Боюсь, что физически не потяну нагрузок и подведу парней… свои высокие идеалы. Боюсь сломаться.

Я видел на этой войне сломанных людей. Печальное зрелище.


9 июля, вечер

Драматургии не случилось. Назначили нового коменданта. Бича вернулся в помощники, а Мартын остался не у дел. Папка заброшена под кровать. Камуфляж расстёгнут.

Водитель уазика, которому оторвало ноги, скончался. Позывной Танцор.

Сто дней на войне. 91 день – первый круг и 9 дней – второй.

Дневник начал вести неделю назад. Он заполнил пустоту, образовавшуюся в отсутствии связи с большой землёй.

Жалею о том, что раньше не додумался. Дневник увлекает. Снимает напряжение.

Пару недель, пока занимался на первой и второй учебной базе, оставался без телефона. Ничего не записывал. Надо восстановить пробел.

Будут всплывать воспоминания из первого круга, запишу здесь.


10 июля, день

Без происшествий. Отоспался, отработал, перекусил, зашил дыры на камуфляже, который покупал в Москве, готовясь к выезду. Есть ещё один. Его выдавали на первой учебной базе. Держу про запас. Не надеваю.
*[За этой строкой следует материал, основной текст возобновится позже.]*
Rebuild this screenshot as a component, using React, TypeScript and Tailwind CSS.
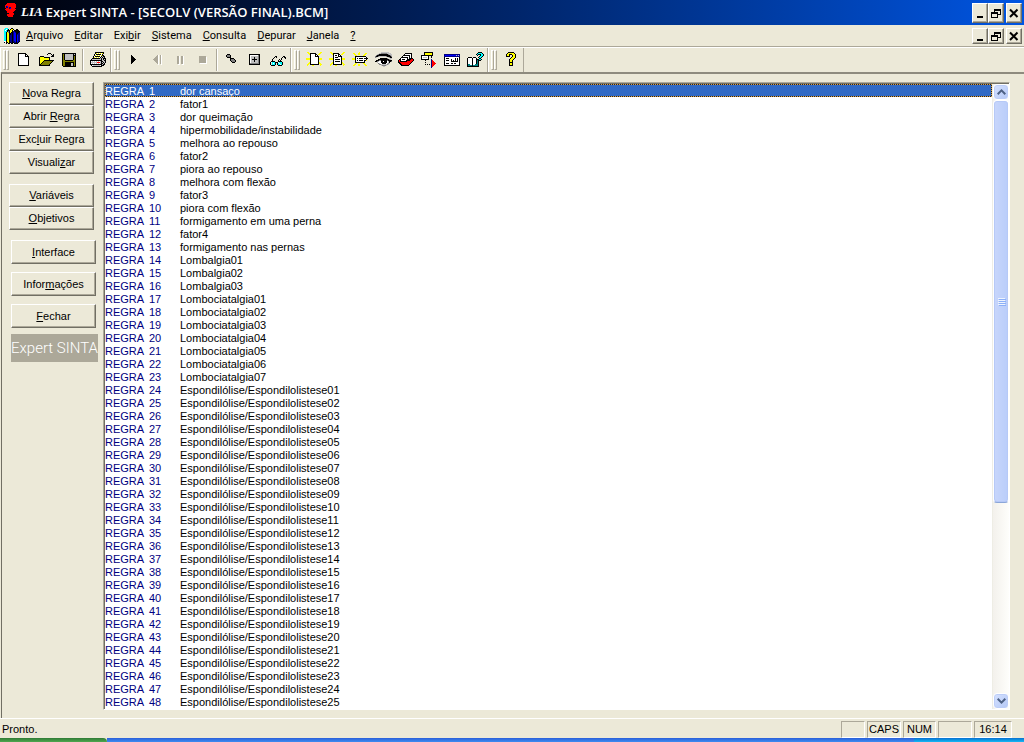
import React from "react";

const palette: Record<string, string> = {
  K: "#000000",
  W: "#ffffff",
  Y: "#ffff00",
  O: "#808000",
  G: "#808080",
  S: "#c0c0c0",
  R: "#ff0000",
  C: "#00ffff",
  B: "#0000ff",
  N: "#000080",
  T: "#008080",
  L: "#aca899",
};

const art: Record<string, string[]> = {
  novo: [
    "",
    "...KKKKKKKK",
    "...KWWWWWWKK",
    "...KWWWWWWKWK",
    "...KWWWWWWKKKK",
    "...KWWWWWWWWWK",
    "...KWWWWWWWWWK",
    "...KWWWWWWWWWK",
    "...KWWWWWWWWWK",
    "...KWWWWWWWWWK",
    "...KWWWWWWWWWK",
    "...KWWWWWWWWWK",
    "...KWWWWWWWWWK",
    "...KKKKKKKKKKK",
  ],
  abrir: [
    "",
    "..........KKK...",
    ".........K...K.K",
    "..............KK",
    "..KKKK.......KKK",
    ".KYYYYKKKKKK....",
    ".KYYYYYYYYYK....",
    ".KYYYYYYYYYK....",
    ".KYYYYKKKKKKKKKK",
    ".KYYYKOOOOOOOOK.",
    ".KYYKOOOOOOOOK..",
    ".KYKOOOOOOOOK...",
    ".KKOOOOOOOOK....",
    ".KKKKKKKKKKK....",
  ],
  salvar: [
    "",
    ".KKKKKKKKKKKKKK",
    ".KOKSSSSSSSSKSK",
    ".KOKSSSSSSSSKKK",
    ".KOKSSSSSSSSKOK",
    ".KOKSSSSSSSSKOK",
    ".KOKSSSSSSSSKOK",
    ".KOKSSSSSSSSKOK",
    ".KOOKKKKKKKKOOK",
    ".KOOOOOOOOOOOOK",
    ".KOOKKKKKKKKKOK",
    ".KOOKKKKKKSSKOK",
    ".KOOKKKKKKSSKOK",
    ".KOOKKKKKKSSKOK",
    "..KKKKKKKKKKKKK",
  ],
  imprimir: [
    ".....KKKKKKKKK",
    ".....KYWYWYWYK",
    "....KWKKKKKWK",
    "....KYWYWYWYKK",
    "...KWKKKKKWKSKK",
    "...KYWYWYWKSKSK",
    "..KKKKKKKKSKSKKK",
    ".KSSSSSSSSSKSKSK",
    "KKKKKKKKKKKKSSKK",
    "KWSWSWSWSWSKKSSK",
    "KSSSSSSRRRSKSKSK",
    "KWSWSWSWSWSKKSK",
    "KKKKKKKKKKKKSKK",
    ".KWSSSSSSSWKKK",
    "..KKKKKKKKKK",
  ],
  executar: [
    "", "", "",
    ".....K",
    ".....KK",
    ".....KKK",
    ".....KKKK",
    ".....KKKKK",
    ".....KKKK",
    ".....KKK",
    ".....KK",
    ".....K",
  ],
  voltar: [
    "", "", "",
    "........LW.LW",
    ".......LLW.LW",
    "......LLLW.LW",
    ".....LLLLW.LW",
    "....LLLLLW.LW",
    ".....LLLLW.LW",
    "......LLLW.LW",
    ".......LLW.LW",
    "........LW.LW",
    ".........W..W",
  ],
  pausar: [
    "", "", "", "",
    ".....LLW.LLW",
    ".....LLW.LLW",
    ".....LLW.LLW",
    ".....LLW.LLW",
    ".....LLW.LLW",
    ".....LLW.LLW",
    ".....LLW.LLW",
    ".....LLW.LLW",
    "......WW..WW",
  ],
  parar: [
    "", "", "", "",
    "....LLLLLLL",
    "....LLLLLLLW",
    "....LLLLLLLW",
    "....LLLLLLLW",
    "....LLLLLLLW",
    "....LLLLLLLW",
    "....LLLLLLLW",
    ".....WWWWWWW",
  ],
  passos: [
    "", "",
    "...KKK",
    "..KGGGK",
    "..KGGGK",
    "...KKKK",
    "......KKKK",
    "......KGGGK",
    "......KGGGGK",
    ".......KGGGK",
    "........KKK",
  ],
  ponto: [
    "", "",
    "..KKKKKKKKKKK",
    "..KWWWWWWWWGK",
    "..KWSSSSSSSGK",
    "..KWSSSKSSSGK",
    "..KWSSSKSSSGK",
    "..KWSKKKKKSGK",
    "..KWSSSKSSSGK",
    "..KWSSSKSSSGK",
    "..KWSSSSSSSGK",
    "..KGGGGGGGGGK",
    "..KKKKKKKKKKK",
  ],
  oculos: [
    "", "", "", "",
    ".....KK......KK",
    "....K.K.....K.KK",
    "...K.......K...K",
    "..K......K.K",
    "..K.....K.K",
    ".KKKK...KKKK",
    "KWCCCKKKWCCCK",
    "K.CWCK.KCWCCK",
    "K.CCCK.KCCWCK",
    ".KKKK...KKKK",
  ],
  regra: [
    ".YY...........YY",
    "..YYKKKKKK...YY",
    "...YKWWWWKK.YY",
    "....KWWWWKWK",
    "....KWWWWKKKK",
    "....KWWWWWWWK",
    "YYYYKWWWWWWWKYYY",
    "YYYYKWWWWWWWKYYY",
    "....KWWWWWWWK",
    "....KWWWWWWWK",
    "...YKWWWWWWWKY",
    "..YYKWWWWWWWKYY",
    ".YY.KKKKKKKKK.YY",
    ".Y....YY......Y",
  ],
  texto: [
    ".YY...........YY",
    "..YYKKKKKK...YY",
    "...YKWWWWKK.YY",
    "....KWKKWKWK",
    "....KWWWWKKKK",
    "....KWKKKWWWK",
    "YYYYKWWWWWWWKYYY",
    "YYYYKWKKKKKWKYYY",
    "....KWWWWWWWK",
    "....KWKKKKKWK",
    "...YKWWWWWWWKY",
    "..YYKWWWWWWWKYY",
    ".YY.KKKKKKKKK.YY",
    ".Y....YY......Y",
  ],
  rotulo: [
    ".......Y",
    ".YY...YY.....YY",
    "..YY..YY....YY",
    "...YY......YY",
    "...KKKKKKKKKKK",
    "...KWWWWWWWWWWK",
    "YYYKWKWKKKKWKKKK",
    "YYYKWWWWWWWWWWK",
    "...KWKWKKKKWKKY",
    "...KWWWWWWWWK",
    "...KKKKKKKKKK",
    "...YY......YY",
    "..YY..YY....YY",
    ".YY...YY.....YY",
  ],
  olho: [
    "......SSSSSSSS",
    "....SSGGGGGGSSSS",
    "..SGKKKKKKKKKGSSS",
    ".GKKKKKKKKKKKKKGS",
    "GKKGSSSSSSSGKKKKG",
    "GS...........SGKK",
    ".....KKKKKKKG..SS",
    "...KKKKKKKKKKKGS",
    ".KKKGGKKKKKKGKKKK",
    "KKGSWWKKWKKKWSKKG",
    "..SWWWKKKKKKWSK",
    "...GSWWKKKKWSGS",
    "....GGSSSSSSGS",
    "......SGGGGS",
    "........SS",
  ],
  fichas: [
    "",
    ".......KKKKKKK",
    "......KWWWWWWK",
    ".....KKKKKKKWK",
    "....KWWWWWWKWK",
    "...KKKKKKKWKWK",
    "..KWWWWWWKWKKKK",
    ".KKWKKKWWKKKKRRK",
    "KRKWWWWWKKKKRRRK",
    "KRKKKKKKKRRRRRK",
    "KKRRRRRRRRRRRK",
    ".KKRRRRRRRRRK",
    "..KKRRRRRRRK",
    "...KKKKKKKK",
  ],
  depurar: [
    "...KKKKKKKKK",
    "...KYYYYYYYK",
    "...KYYYYYYYK",
    "KKKKKKKKKKKK",
    "KWWWWWWK..K",
    "KWSSSSWK..K",
    "KWWWWWWK",
    "KKKKKKKK..N",
    "....K.....NR",
    "..........NRR",
    "....K.....NRRR",
    "..........NRRRR",
    "....K.K.K.NRRR",
    "..........NRR",
    "..........NR",
    "..........N",
  ],
  janela: [
    "", "",
    "NNNNNNNNNNNNNNNN",
    "NBBBBBBBBBBBSBSN",
    "NNNNNNNNNNNNNNNN",
    "KWWWWWWWWWWWWWWK",
    "KWKKKWWWWWWKWKWK",
    "KWWWWWWKWWWKWKWK",
    "KWKKKWWKWKWKWKWK",
    "KWWWWWWKKKKKKKWK",
    "KWWWWWWWWWWWWWWK",
    "KWKKKWWKKWKKWWWK",
    "KWWWWWWWWWWWWWWK",
    "KKKKKKKKKKKKKKKK",
  ],
  livro: [
    "...........KKKK",
    "..........KCCCCK",
    ".........KCKKKCCK",
    "..........K..KCCK",
    "............KCCK",
    ".KKKK.KKK..KCCK",
    "KWWWWKWWWK..KK",
    "KWWWWKWWWKKKCCK",
    "KWWWWKWWWKTKKK",
    "KWWWWKWWWKTK",
    "KWWWWKWWWKTK",
    "KWWWWKWWWKTK",
    "KTTWWKWWTTTK",
    "KTTTTKTTTTTK",
    "KKKKKKKKKKKK",
  ],
  ajuda: [
    ".....KKKKKK",
    "....KYYYYYYK",
    "...KYYKKKYYYK",
    "...KYYK..KYYK",
    "...KKKK..KYYK",
    "........KYYYK",
    ".......KYYYK",
    "......KYYYK",
    "......KYYK",
    "......KYYK",
    "......KKKK",
    "......KYYK",
    "......KYYK",
    "......KKKK",
  ],
  marca: [
    "...RRRRRRRR",
    "..RRRRRRRRRR",
    ".RRRRRRRRRRR",
    ".RNBRRRRRRRR",
    ".RNNRNNRRRRR",
    "..RRRNBRRRR",
    ".RRRRRRRRRRR",
    "..RRRRRRRRR",
    "...RRRRRRR",
    "...RRRRRR",
    ".....RRRRR",
    "...RRRRRRR",
    "...RRRRRR",
    "....RRRRR",
  ],
  livros: [
    ".CCC...KK",
    "CCWCK.KYYK..KK",
    "CWCKKKYYK.KKKKK",
    "CCCKGKYYKNNKKKKK",
    "CCKYGKYKKNBNKKKN",
    "CCKYYKKNKNBBKKNN",
    "CCKYYKKNKNBBKNNN",
    "CCKYYKNNKNBBKBNN",
    "CCKYYKNNKNBBKBNN",
    "CCKYYKNNKNBBKBNN",
    "CCKYYKNNKNBBKBNN",
    "CCKYYKNNKNBBKBNN",
    "CCKYYKNNKNBBKBNN",
    "WWKYYKNNKNNBKBNK",
    "KWKKYKKNKKNNKNK",
    "..K.KK.KK.KKKK",
  ],
};

function PixelIcon({ name }: { name: string }) {
  const cells: React.ReactNode[] = [];
  art[name].forEach((row, y) => {
    let x = 0;
    while (x < row.length) {
      const c = row[x];
      let end = x + 1;
      while (end < row.length && row[end] === c) end++;
      if (c !== ".") {
        cells.push(<rect key={x + "-" + y} x={x} y={y} width={end - x} height={1} fill={palette[c]} />);
      }
      x = end;
    }
  });
  return (
    <svg viewBox="0 0 16 16" className="size-4 shrink-0 overflow-visible" shapeRendering="crispEdges" aria-hidden="true">
      {cells}
    </svg>
  );
}

function Mnemonic({ text }: { text: string }) {
  const i = text.indexOf("&");
  if (i < 0) return <>{text}</>;
  return (
    <>
      {text.slice(0, i)}
      <span className="underline underline-offset-1">{text[i + 1]}</span>
      {text.slice(i + 2)}
    </>
  );
}

const raised =
  "border border-t-white border-l-white border-r-[#716f64] border-b-[#716f64] bg-[#ece9d8] shadow-[inset_-1px_-1px_0_#aca899]";

function WindowButtons({ tall }: { tall?: boolean }) {
  const size = tall ? "h-5 w-4" : "h-4 w-4";
  const button = raised + " flex items-center justify-center " + size;
  return (
    <div className="flex">
      <button aria-label="Minimizar" className={button}>
        <svg viewBox="0 0 12 12" className="size-3" shapeRendering="crispEdges">
          <rect x="3" y="9" width="6" height="2" />
        </svg>
      </button>
      <button aria-label="Restaurar" className={button}>
        <svg viewBox="0 0 12 12" className="size-3" shapeRendering="crispEdges" fill="none" stroke="#000">
          <path d="M4.5 5V2.5H10.5V7.5H8M4 2h7" />
          <path d="M1.5 5.5H7.5V10.5H1.5ZM1 6.5h7M4 3.5h7" />
        </svg>
      </button>
      <button aria-label="Fechar janela" className={button + " ml-0.5"}>
        <svg viewBox="0 0 12 12" className="size-3" stroke="#000" strokeWidth="2">
          <path d="M2 2.5L9.500 10M9.500 2.500L2 10" />
        </svg>
      </button>
    </div>
  );
}

type Tool = { icon: string; label: string; off?: boolean } | null;

const bands: Tool[][] = [
  [
    { icon: "novo", label: "Novo" },
    { icon: "abrir", label: "Abrir" },
    { icon: "salvar", label: "Salvar" },
    null,
    { icon: "imprimir", label: "Imprimir" },
  ],
  [
    { icon: "executar", label: "Executar" },
    { icon: "voltar", label: "Voltar", off: true },
    { icon: "pausar", label: "Pausar", off: true },
    { icon: "parar", label: "Parar", off: true },
    null,
    { icon: "passos", label: "Passo a passo" },
    { icon: "ponto", label: "Ponto de parada" },
    { icon: "oculos", label: "Observar" },
  ],
  [
    { icon: "regra", label: "Nova regra" },
    { icon: "texto", label: "Nova variável" },
    { icon: "rotulo", label: "Novo objetivo" },
    { icon: "olho", label: "Visualizar regra" },
    { icon: "fichas", label: "Fichas" },
    { icon: "depurar", label: "Depurar" },
    { icon: "janela", label: "Interface" },
    { icon: "livro", label: "Informações" },
  ],
  [{ icon: "ajuda", label: "Ajuda" }],
];

const gripBar = "h-5 w-[3px] border border-t-white border-l-white border-r-[#aca899] border-b-[#aca899]";

function Band({ tools }: { tools: Tool[] }) {
  return (
    <div className="flex h-full items-center border-r border-l border-l-white border-r-[#aca899] pr-px pl-0.5">
      <div className="mr-0.5 flex">
        <span className={gripBar} />
        <span className={gripBar} />
      </div>
      {tools.map((t, i) =>
        t ? (
          <button key={i} aria-label={t.label} disabled={t.off} className="flex h-[22px] w-[23px] items-center justify-center">
            <PixelIcon name={t.icon} />
          </button>
        ) : (
          <span key={i} className="mx-0.5 h-[22px] w-0.5 border-r border-l border-l-[#aca899] border-r-white" />
        ),
      )}
    </div>
  );
}

const menus = ["&Arquivo", "&Editar", "Exi&bir", "&Sistema", "&Consulta", "&Depurar", "&Janela", "&?"];

const names = [
  "dor cansaço",
  "fator1",
  "dor queimação",
  "hipermobilidade/instabilidade",
  "melhora ao repouso",
  "fator2",
  "piora ao repouso",
  "melhora com flexão",
  "fator3",
  "piora com flexão",
  "formigamento em uma perna",
  "fator4",
  "formigamento nas pernas",
  ...Array.from({ length: 3 }, (_, i) => "Lombalgia0" + (i + 1)),
  ...Array.from({ length: 7 }, (_, i) => "Lombociatalgia0" + (i + 1)),
  ...Array.from({ length: 25 }, (_, i) => "Espondilólise/Espondilolistese" + String(i + 1).padStart(2, "0")),
];

function SideButton({ text, single }: { text: string; single?: boolean }) {
  return (
    <button className={raised + " w-[85px] text-center " + (single ? "h-6" : "h-[23px]")}>
      <Mnemonic text={text} />
    </button>
  );
}

function ScrollBar() {
  const arrow =
    "flex h-4 w-full shrink-0 items-center justify-center rounded-sm border border-white bg-linear-to-br from-[#d6e2ff] to-[#b4c8f6] shadow-[inset_0_0_0_1px_#bccdf8]";
  return (
    <div className="flex w-[17px] shrink-0 flex-col border-l border-[#eeede5] bg-linear-to-r from-[#f3f1ec] to-[#fefefb]">
      <button aria-label="Rolar para cima" className={arrow}>
        <svg viewBox="0 0 9 6" className="h-1.5 w-[9px]" fill="none" stroke="#4d6185" strokeWidth="2">
          <path d="M.7 5.200L4.500 1.400L8.300 5.200" />
        </svg>
      </button>
      <div className="min-h-0 flex-1">
        <div className="flex h-[68%] items-center justify-center rounded-sm border border-white border-b-[#8ba6d8] bg-linear-to-r from-[#c8d6fb] to-[#b9cdfa] shadow-[inset_0_0_0_1px_#b6c9f7]">
          <div className="flex flex-col gap-px">
            {[0, 1, 2, 3].map((n) => (
              <span key={n} className="h-px w-[7px] bg-[#eef4fe] shadow-[1px_1px_0_#8cb0f8]" />
            ))}
          </div>
        </div>
      </div>
      <button aria-label="Rolar para baixo" className={arrow}>
        <svg viewBox="0 0 9 6" className="h-1.5 w-[9px]" fill="none" stroke="#4d6185" strokeWidth="2">
          <path d="M.7 .8L4.500 4.600L8.300 .8" />
        </svg>
      </button>
    </div>
  );
}

const panel = "flex h-[17px] items-center justify-center border border-t-[#aca899] border-l-[#aca899] border-r-white border-b-white";

export default function App() {
  return (
    <div className="flex h-screen flex-col overflow-hidden bg-[#ece9d8] font-['Liberation_Sans',Arial,sans-serif] text-[11px] leading-[13px] text-black">
      <header className="flex h-[25px] shrink-0 items-center justify-between bg-linear-to-r from-[#00030c] via-[#00256a] to-[#0055e2] pr-0.5 pl-1">
        <h1 className="flex items-center pb-px font-['Open_Sans',sans-serif] text-[13px] leading-4 font-semibold text-white">
          <span className="mb-0.5">
            <PixelIcon name="marca" />
          </span>
          <em className="mr-[3px] ml-px font-['Liberation_Serif',serif] text-[13px] font-bold">LIA</em>
          Expert SINTA - [SECOLV (VERSÃO FINAL).BCM]
        </h1>
        <WindowButtons tall />
      </header>

      <nav className="flex h-[22px] shrink-0 items-center border-b border-[#aca899] pr-0.5 pl-1">
        <PixelIcon name="livros" />
        <div className="ml-1.5 flex flex-1 gap-[11px] font-[Roboto,sans-serif]">
          {menus.map((m) => (
            <button key={m}>
              <Mnemonic text={m} />
            </button>
          ))}
        </div>
        <WindowButtons />
      </nav>

      <div role="toolbar" aria-label="Ferramentas" className="flex h-[25px] shrink-0 border-t border-white">
        {bands.map((tools, i) => (
          <Band key={i} tools={tools} />
        ))}
      </div>

      <main className="ml-px flex min-h-0 flex-1 border-t-2 border-l border-t-[#8e8b7e] border-l-[#716f64] pt-2 pr-3.5 pb-2 pl-[7px]">
        <aside className="flex w-[94px] shrink-0 flex-col gap-2.5">
          <div className="flex flex-col">
            <SideButton text="&Nova Regra" />
            <SideButton text="Abrir &Regra" />
            <SideButton text="Exc&luir Regra" />
            <SideButton text="Visuali&zar" />
          </div>
          <div className="flex flex-col">
            <SideButton text="&Variáveis" />
            <SideButton text="&Objetivos" />
          </div>
          <div className="flex flex-col gap-2 pl-0.5">
            <SideButton text="&Interface" single />
            <SideButton text="Infor&mações" single />
            <SideButton text="&Fechar" single />
          </div>
          <p className="-mt-1 ml-0.5 w-[87px] overflow-hidden bg-[#aca899] font-[Roboto,sans-serif] text-[15px] leading-7 font-light whitespace-nowrap text-white">
            Expert SINTA
          </p>
        </aside>

        <section className="flex min-w-0 flex-1 border border-t-[#aca899] border-l-[#aca899] border-r-white border-b-white bg-white pt-px pl-px shadow-[inset_1px_1px_0_#716f64]">
          <ul role="listbox" aria-label="Regras" className="min-w-0 flex-1 overflow-hidden leading-[15px]">
            {names.map((name, i) => (
              <li
                key={name}
                role="option"
                aria-selected={i === 0}
                className={
                  "flex h-[13px] whitespace-nowrap " +
                  (i === 0
                    ? "bg-[#316ac5] text-white shadow-[inset_0_0_0_1px_#1c2530] outline-1 -outline-offset-1 outline-dotted outline-[#e0a040]"
                    : "")
                }
              >
                <span className={"w-11 " + (i === 0 ? "" : "text-[#000080]")}>REGRA</span>
                <span className={"w-[31px] " + (i === 0 ? "" : "text-[#000080]")}>{i + 1}</span>
                <span>{name}</span>
              </li>
            ))}
          </ul>
          <ScrollBar />
        </section>
      </main>

      <footer className="flex h-5 shrink-0 items-end justify-between border-t border-white pr-3 pl-0.5">
        <span className="pb-0.5">Pronto.</span>
        <div className="flex gap-0.5">
          <span className={panel + " w-6"} />
          <span className={panel + " w-[34px]"}>CAPS</span>
          <span className={panel + " w-[33px]"}>NUM</span>
          <span className={panel + " w-[34px]"} />
          <span className={panel + " w-[38px]"}>16:14</span>
        </div>
      </footer>
      <div className="flex h-1 shrink-0">
        <div className="w-[107px] rounded-tr-sm bg-linear-to-b from-[#2f7a35] to-[#4fa850]" />
        <div className="flex-1 bg-linear-to-b from-[#2b5fd9] to-[#3f8cf0]" />
        <div className="w-[110px] bg-linear-to-b from-[#0c6fd0] to-[#19b9f3]" />
      </div>
    </div>
  );
}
На второй круг выдали всё то же самое, что выдавалось на первый. Вместо бушлата – куртка. Добавилась фляга для воды и разгрузка намного лучше. Та, которую получали зимой, рвалась в первый же день. Снимали с неё карманы для магазинов и перекидывали на броник. Броник носили поверх бушлата.